T-Mobile US CEO Mike Sievert (pictured) told employees it planned to cut almost 7 per cent of its workforce in an effort to streamline its operating model.

A Securities and Exchange Commission filing revealed Sievert informed staff of the plan in an email, explaining the cuts will affect close to 5,000 positions, primarily across corporate and back-office roles, along with some technology jobs.

It plans to begin laying off staff this week and over the next five weeks.

“The retail and consumer care experts who take care of our customers will not be impacted,” Sievert stated.

“After this process is complete, I do not envision any additional widespread company reductions again in the foreseeable future.”

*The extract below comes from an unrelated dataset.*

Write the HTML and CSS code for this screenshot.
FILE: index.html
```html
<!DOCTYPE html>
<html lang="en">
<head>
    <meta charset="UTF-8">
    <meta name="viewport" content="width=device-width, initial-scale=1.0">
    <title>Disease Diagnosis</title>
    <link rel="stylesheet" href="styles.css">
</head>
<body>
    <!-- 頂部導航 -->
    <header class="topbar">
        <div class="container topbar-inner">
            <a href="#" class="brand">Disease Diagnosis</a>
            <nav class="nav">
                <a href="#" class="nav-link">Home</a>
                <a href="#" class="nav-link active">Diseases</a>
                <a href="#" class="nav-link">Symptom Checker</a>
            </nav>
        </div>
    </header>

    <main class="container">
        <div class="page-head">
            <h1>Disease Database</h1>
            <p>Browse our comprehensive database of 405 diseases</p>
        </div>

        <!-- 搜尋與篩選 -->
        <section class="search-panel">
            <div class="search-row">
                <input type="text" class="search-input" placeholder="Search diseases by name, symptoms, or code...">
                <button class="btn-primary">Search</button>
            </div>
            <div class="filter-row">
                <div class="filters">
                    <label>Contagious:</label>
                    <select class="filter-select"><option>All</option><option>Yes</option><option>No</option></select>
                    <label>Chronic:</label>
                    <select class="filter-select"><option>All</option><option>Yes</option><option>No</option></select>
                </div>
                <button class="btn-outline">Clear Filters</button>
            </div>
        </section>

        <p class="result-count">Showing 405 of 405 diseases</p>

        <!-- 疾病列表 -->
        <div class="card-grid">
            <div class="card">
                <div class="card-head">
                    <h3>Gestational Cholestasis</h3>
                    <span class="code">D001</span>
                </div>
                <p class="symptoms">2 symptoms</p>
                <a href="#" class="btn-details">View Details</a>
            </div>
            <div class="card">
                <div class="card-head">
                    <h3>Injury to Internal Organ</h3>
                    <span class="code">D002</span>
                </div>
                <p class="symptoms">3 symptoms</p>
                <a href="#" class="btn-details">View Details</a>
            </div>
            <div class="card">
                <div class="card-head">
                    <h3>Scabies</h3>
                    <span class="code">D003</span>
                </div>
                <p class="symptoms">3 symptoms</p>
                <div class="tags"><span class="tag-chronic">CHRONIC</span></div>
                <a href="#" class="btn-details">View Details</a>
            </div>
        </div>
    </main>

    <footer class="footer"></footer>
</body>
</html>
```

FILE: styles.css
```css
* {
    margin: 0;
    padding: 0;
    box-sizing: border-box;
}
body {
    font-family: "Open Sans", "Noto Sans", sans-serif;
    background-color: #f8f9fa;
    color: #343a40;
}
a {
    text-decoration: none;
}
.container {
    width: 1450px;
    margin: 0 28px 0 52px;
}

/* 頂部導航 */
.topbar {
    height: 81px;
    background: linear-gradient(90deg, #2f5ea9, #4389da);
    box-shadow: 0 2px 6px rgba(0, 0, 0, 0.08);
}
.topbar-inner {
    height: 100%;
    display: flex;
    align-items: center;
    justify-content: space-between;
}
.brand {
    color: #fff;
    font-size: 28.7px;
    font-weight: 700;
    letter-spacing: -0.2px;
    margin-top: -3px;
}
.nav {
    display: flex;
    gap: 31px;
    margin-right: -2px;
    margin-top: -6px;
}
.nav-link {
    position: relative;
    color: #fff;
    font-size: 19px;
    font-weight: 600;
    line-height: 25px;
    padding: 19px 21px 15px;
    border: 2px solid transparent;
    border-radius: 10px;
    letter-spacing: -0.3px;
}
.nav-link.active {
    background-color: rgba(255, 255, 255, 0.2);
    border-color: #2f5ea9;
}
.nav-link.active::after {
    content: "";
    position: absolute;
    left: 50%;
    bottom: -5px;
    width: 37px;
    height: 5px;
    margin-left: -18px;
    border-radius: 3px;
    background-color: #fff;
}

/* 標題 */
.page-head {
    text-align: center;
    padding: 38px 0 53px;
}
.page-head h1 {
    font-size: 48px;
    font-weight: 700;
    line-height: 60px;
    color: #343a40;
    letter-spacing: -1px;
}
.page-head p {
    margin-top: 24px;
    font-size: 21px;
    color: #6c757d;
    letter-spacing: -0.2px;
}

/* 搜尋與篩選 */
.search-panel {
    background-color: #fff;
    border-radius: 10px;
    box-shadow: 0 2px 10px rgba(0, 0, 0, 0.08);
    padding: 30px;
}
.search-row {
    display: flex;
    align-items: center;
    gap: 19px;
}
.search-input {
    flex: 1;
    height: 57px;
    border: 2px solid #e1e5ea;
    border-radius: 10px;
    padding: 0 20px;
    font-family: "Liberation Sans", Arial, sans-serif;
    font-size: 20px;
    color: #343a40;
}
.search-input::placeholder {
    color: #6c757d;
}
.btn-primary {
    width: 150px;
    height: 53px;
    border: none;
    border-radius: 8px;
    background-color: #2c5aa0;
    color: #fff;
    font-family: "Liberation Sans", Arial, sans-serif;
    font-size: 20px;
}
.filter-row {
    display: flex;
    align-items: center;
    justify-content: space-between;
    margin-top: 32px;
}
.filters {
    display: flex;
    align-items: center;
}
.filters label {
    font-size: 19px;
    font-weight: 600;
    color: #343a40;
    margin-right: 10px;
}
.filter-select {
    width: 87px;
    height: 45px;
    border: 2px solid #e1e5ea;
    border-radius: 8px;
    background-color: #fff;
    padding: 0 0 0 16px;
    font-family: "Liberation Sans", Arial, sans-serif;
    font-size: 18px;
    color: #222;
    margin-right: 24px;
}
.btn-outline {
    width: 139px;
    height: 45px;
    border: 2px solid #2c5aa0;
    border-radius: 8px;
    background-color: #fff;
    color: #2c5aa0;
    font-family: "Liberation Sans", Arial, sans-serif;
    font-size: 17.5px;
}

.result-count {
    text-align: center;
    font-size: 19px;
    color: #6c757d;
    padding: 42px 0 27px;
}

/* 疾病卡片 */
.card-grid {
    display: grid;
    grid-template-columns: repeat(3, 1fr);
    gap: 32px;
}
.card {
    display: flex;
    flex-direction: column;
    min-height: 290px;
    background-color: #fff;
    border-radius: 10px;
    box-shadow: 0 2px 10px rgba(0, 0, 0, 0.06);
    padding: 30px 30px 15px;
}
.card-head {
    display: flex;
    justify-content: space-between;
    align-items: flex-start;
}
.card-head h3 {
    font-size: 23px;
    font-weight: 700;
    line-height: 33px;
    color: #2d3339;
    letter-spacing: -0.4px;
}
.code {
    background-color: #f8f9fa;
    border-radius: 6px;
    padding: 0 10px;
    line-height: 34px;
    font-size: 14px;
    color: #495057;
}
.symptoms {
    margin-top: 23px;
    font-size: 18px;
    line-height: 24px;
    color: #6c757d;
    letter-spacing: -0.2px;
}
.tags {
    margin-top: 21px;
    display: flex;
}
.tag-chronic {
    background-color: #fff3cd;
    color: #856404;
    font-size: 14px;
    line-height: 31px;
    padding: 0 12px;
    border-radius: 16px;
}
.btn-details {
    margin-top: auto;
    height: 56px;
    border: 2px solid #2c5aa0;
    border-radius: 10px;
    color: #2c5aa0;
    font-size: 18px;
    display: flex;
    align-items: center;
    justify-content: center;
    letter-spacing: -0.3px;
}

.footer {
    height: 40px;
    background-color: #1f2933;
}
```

He noted the cuts are primarily duplicate roles, or those which “may be aligned to systems or processes that are changing or may not fit with our current company priorities”.

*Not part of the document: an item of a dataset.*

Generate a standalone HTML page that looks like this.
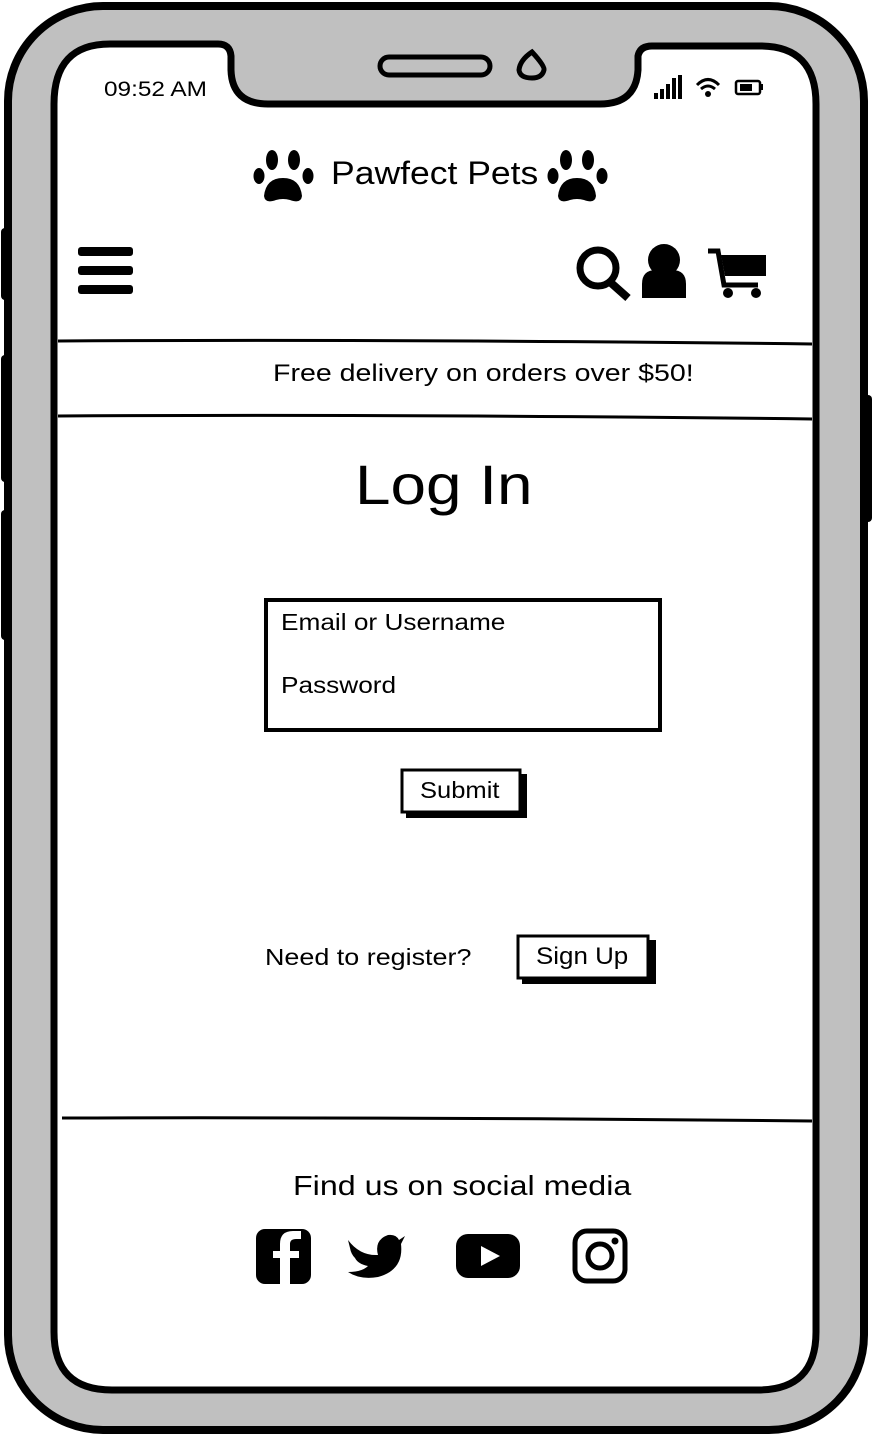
<!DOCTYPE html>
<html><head><meta charset="utf-8"><style>
body{margin:0;width:872px;height:1436px;background:#fff;position:relative;overflow:hidden;font-family:"Liberation Sans",sans-serif;color:#000}
.t{position:absolute;white-space:nowrap;transform-origin:0 0}
</style></head><body>
<svg width="872" height="1436" style="position:absolute;left:0;top:0">
<rect x="1" y="228" width="10" height="72" rx="4" fill="#000"/>
<rect x="1" y="355" width="10" height="127" rx="4" fill="#000"/>
<rect x="1" y="510" width="10" height="130" rx="4" fill="#000"/>
<rect x="858" y="395" width="14" height="127" rx="4" fill="#000"/>
<rect x="8" y="6" width="856" height="1424" rx="95" fill="#c0c0c0" stroke="#000" stroke-width="8"/>
<path d="M110 44 H218 Q230 44 231 56 V70 Q232 104 268 104 H600 Q636 104 638 70 V56 Q640 46 652 46 H760 Q816 46 816 104 V1332 Q816 1390 758 1390 H112 Q54 1390 54 1332 V104 Q54 44 110 44Z" fill="#fff" stroke="#000" stroke-width="7"/>
<rect x="380" y="57" width="110" height="18" rx="9" fill="none" stroke="#000" stroke-width="5"/>
<path d="M532 52 Q545 66 544 70 Q542 78 532 78 Q520 78 519 70 Q520 60 532 52Z" fill="none" stroke="#000" stroke-width="5"/>
<g fill="#000"><rect x="654" y="93" width="4" height="6"/><rect x="660" y="89" width="4" height="10"/><rect x="666" y="84" width="4" height="15"/><rect x="672" y="78" width="4" height="21"/><rect x="678" y="75" width="4" height="24"/></g>
<path d="M697 85 Q708 74 719 85 M701 89 Q708 83 715 89" stroke="#000" stroke-width="3" fill="none"/><circle cx="708" cy="94" r="3"/>
<rect x="736" y="81" width="24" height="13" rx="2" fill="none" stroke="#000" stroke-width="2.5"/><rect x="740" y="84" width="12" height="7"/><rect x="760" y="84" width="3" height="6"/>
<g fill="#000"><rect x="78" y="247" width="55" height="9" rx="3"/><rect x="78" y="266" width="55" height="9" rx="3"/><rect x="78" y="285" width="55" height="9" rx="3"/></g>
<circle cx="598" cy="268" r="18" fill="none" stroke="#000" stroke-width="7"/><path d="M610 282 L628 298" stroke="#000" stroke-width="8"/>
<circle cx="664" cy="260" r="16"/><path d="M642 298 V284 Q642 270 656 270 H672 Q686 270 686 284 V298Z"/>
<path d="M708 251 H718 L724 285 H758" stroke="#000" stroke-width="5" fill="none"/><path d="M721 255 H766 V276 H725Z"/><circle cx="728" cy="293" r="5"/><circle cx="756" cy="293" r="5"/>
<g id="paw"><ellipse cx="272" cy="160" rx="6" ry="10"/><ellipse cx="294" cy="160" rx="6" ry="10"/><ellipse cx="259" cy="176" rx="5.5" ry="8"/><ellipse cx="308" cy="176" rx="5.5" ry="8"/><path d="M283 178 Q300 178 302 196 Q301 204 290 200 Q283 198 276 200 Q265 204 264 196 Q266 178 283 178Z"/></g>
<use href="#paw" x="294"/>
<path d="M58 341 Q400 339 812 344" stroke="#000" stroke-width="3" fill="none"/>
<path d="M58 416 Q400 414 812 419" stroke="#000" stroke-width="3" fill="none"/>
<path d="M62 1118 Q400 1117 812 1121" stroke="#000" stroke-width="3" fill="none"/>
<rect x="266" y="600" width="394" height="130" fill="none" stroke="#000" stroke-width="4"/>
<rect x="406" y="774" width="121" height="44" fill="#000"/><rect x="402" y="770" width="118" height="42" fill="#fff" stroke="#000" stroke-width="3"/>
<rect x="522" y="940" width="134" height="44" fill="#000"/><rect x="518" y="936" width="130" height="42" fill="#fff" stroke="#000" stroke-width="3"/>
<rect x="256" y="1229" width="55" height="55" rx="9"/><path d="M290 1284 V1258 H299 V1251 H290 V1244 Q290 1239 296 1239 H301 V1231 H293 Q280 1231 280 1244 V1251 H273 V1258 H280 V1284Z" fill="#fff"/>
<path d="M348 1240 Q360 1256 378 1255 Q374 1240 388 1235 Q396 1234 399 1240 L405 1236 L401 1244 Q404 1270 378 1277 Q360 1280 348 1272 Q362 1272 368 1266 Q358 1264 355 1258 Q351 1254 350 1248Z"/>
<rect x="456" y="1234" width="64" height="44" rx="12"/><path d="M481 1246 L500 1256 L481 1266Z" fill="#fff"/>
<rect x="575" y="1231" width="50" height="50" rx="12" fill="none" stroke="#000" stroke-width="5"/><circle cx="600" cy="1256" r="12" fill="none" stroke="#000" stroke-width="5"/><circle cx="615" cy="1241" r="3.5"/>
</svg>
<div class="t" style="left:104px;top:78px;font-size:21px;transform:scaleX(1.16)">09:52 AM</div>
<div class="t" style="left:331px;top:155px;font-size:32px;transform:scaleX(1.11)">Pawfect Pets</div>
<div class="t" style="left:273px;top:360px;font-size:24px;transform:scaleX(1.19)">Free delivery on orders over $50!</div>
<div class="t" style="left:355px;top:452px;font-size:56px;transform:scaleX(1.14)">Log In</div>
<div class="t" style="left:281px;top:609px;font-size:23px;transform:scaleX(1.14)">Email or Username</div>
<div class="t" style="left:281px;top:672px;font-size:23px;transform:scaleX(1.14)">Password</div>
<div class="t" style="left:420px;top:777px;font-size:23px;transform:scaleX(1.11)">Submit</div>
<div class="t" style="left:265px;top:944px;font-size:23px;transform:scaleX(1.17)">Need to register?</div>
<div class="t" style="left:536px;top:943px;font-size:24px;transform:scaleX(1.08)">Sign Up</div>
<div class="t" style="left:293px;top:1170px;font-size:28px;transform:scaleX(1.15)">Find us on social media</div>
</body></html>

Rumours of job cuts have circulated for several weeks on Thelayoff.com.

Investment platform Macrotrends stated T-Mobile had 71,000 employees at end-2022, down 5.3 per cent from 2021.

While T-Mobile has recently been more successful than AT&T and Verizon at attracting new phone customers, those additions have been costly.

“What it takes to attract and retain customers is materially more expensive than it was just a few quarters ago,” Sievert wrote.

He added the company has been outrunning the subscriber cost trend with the help of accelerated synergies with Sprint, along with the fast deployment of its home broadband service.

T-Mobile estimated it will incur a pre-tax charge of about $450 million in the current quarter due to the cuts, but reiterated its full-year guidance.

Behind target
Recon Analytics analyst Roger Entner told Mobile World Live the lay offs are part of the hidden cost of T-Mobile’s customer acquisition strategy, adding the operator is able to reduce staff numbers due to an aggressive move into network virtualisation and deploying a standalone 5G core.

Network virtualisation includes large elements of automation, which has led to job cuts across the industry.

T-Mobile and Sprint made various job creation pledges as they worked to gain approval for a tie-up which completed in 2020.

Entner noted T-Mobile was around 9,000 staff behind those goals even before the latest announcement.